**Recorded data**
════════════════

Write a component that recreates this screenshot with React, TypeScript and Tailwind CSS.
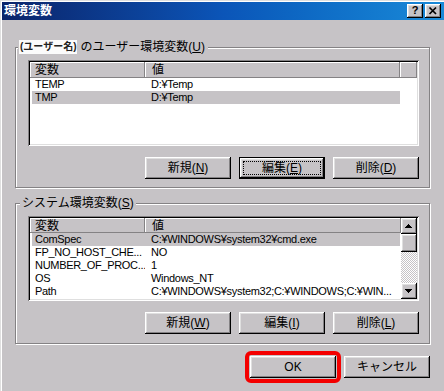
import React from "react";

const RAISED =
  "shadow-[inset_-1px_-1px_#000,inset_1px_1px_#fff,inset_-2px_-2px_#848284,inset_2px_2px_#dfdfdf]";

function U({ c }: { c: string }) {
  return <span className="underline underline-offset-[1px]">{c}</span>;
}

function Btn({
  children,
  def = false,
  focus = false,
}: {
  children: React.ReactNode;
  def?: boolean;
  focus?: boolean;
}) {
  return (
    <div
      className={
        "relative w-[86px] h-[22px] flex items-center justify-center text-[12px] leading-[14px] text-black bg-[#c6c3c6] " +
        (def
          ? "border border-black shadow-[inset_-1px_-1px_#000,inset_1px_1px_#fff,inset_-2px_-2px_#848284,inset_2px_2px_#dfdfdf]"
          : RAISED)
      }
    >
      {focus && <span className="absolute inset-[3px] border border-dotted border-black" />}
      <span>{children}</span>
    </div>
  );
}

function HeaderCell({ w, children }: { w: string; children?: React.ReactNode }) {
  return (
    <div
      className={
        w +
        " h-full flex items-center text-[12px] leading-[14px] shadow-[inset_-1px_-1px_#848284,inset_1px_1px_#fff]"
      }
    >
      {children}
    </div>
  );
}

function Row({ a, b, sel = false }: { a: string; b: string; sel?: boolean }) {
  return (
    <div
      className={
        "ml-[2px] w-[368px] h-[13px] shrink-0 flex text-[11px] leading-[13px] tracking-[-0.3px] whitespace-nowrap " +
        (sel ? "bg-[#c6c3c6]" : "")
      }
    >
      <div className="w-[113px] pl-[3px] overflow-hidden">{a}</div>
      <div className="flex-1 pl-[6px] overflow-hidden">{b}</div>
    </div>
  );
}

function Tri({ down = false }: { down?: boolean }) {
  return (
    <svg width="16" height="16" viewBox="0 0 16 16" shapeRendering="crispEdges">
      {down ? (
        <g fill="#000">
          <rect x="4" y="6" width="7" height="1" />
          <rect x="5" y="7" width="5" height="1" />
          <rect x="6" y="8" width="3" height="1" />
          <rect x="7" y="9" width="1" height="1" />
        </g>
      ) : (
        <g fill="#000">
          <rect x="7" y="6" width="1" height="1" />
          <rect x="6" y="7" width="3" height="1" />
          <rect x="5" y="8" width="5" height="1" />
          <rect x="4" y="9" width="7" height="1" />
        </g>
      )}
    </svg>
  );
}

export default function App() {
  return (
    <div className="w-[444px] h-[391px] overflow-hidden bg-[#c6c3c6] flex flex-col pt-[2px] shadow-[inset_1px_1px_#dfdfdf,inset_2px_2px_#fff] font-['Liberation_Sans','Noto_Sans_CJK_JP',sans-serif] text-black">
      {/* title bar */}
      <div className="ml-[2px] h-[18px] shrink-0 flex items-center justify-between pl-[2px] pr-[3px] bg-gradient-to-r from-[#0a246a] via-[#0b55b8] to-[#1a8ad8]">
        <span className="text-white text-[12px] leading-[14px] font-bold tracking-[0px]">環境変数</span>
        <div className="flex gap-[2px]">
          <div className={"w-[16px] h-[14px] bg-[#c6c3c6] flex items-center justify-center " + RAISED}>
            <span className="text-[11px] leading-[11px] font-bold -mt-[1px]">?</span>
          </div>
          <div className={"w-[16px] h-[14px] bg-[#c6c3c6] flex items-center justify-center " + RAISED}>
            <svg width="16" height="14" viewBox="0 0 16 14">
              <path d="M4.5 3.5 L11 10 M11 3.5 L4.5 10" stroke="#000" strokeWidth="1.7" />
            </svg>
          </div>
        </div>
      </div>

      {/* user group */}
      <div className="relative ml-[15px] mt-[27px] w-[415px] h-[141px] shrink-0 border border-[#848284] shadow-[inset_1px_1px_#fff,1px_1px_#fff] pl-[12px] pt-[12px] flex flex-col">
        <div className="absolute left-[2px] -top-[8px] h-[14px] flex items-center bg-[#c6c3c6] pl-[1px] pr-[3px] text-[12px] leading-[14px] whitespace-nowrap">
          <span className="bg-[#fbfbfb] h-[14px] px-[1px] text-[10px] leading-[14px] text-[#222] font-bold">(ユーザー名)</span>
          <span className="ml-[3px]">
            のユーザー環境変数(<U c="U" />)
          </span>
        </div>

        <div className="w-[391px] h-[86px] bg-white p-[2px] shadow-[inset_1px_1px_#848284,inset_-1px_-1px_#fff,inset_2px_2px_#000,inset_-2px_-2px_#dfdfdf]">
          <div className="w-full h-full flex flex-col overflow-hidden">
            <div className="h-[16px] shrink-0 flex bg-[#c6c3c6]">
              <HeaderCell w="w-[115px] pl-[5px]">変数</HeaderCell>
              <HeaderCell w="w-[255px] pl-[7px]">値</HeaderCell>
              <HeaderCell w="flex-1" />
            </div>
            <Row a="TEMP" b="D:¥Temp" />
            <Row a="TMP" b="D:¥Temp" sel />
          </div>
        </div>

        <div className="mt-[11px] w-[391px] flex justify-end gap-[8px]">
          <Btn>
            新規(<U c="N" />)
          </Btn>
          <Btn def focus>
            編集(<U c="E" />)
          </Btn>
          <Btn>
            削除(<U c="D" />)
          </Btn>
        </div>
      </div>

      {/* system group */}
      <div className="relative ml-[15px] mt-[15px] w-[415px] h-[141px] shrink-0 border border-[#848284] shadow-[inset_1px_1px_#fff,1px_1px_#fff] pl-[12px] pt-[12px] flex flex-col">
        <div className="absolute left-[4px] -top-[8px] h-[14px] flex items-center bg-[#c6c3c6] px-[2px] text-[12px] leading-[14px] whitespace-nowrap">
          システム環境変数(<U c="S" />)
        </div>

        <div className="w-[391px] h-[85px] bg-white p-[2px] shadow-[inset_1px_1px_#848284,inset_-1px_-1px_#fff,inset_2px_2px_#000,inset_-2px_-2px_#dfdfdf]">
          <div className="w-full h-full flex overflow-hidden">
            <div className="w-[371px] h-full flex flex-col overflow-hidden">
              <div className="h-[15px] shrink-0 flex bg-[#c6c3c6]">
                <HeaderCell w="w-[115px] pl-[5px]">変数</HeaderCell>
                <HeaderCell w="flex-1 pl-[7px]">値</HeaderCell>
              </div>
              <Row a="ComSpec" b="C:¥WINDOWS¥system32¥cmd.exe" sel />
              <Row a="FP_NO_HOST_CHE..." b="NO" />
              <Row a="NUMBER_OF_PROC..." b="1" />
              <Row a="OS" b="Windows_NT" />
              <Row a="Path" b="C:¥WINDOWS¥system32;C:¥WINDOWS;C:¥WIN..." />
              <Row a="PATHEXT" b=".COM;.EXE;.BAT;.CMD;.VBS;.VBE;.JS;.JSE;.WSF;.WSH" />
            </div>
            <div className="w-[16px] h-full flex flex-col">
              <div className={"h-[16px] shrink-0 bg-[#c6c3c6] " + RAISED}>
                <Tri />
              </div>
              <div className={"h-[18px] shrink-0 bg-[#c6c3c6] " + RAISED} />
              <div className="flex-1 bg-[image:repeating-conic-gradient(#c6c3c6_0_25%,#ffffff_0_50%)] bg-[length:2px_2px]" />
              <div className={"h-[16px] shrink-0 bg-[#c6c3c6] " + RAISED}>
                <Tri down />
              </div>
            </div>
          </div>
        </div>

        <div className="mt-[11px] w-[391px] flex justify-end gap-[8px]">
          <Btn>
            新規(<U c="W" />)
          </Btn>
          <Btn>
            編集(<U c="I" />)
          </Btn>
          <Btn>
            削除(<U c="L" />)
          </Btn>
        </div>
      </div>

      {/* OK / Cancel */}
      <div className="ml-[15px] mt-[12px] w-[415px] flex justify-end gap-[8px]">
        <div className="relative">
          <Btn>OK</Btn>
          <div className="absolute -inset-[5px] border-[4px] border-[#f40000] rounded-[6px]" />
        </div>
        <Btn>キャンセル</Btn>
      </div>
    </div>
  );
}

════════════════

**What to do**
Give the count of lines in the listing above that include "React", with no other words.

**Solution below**
4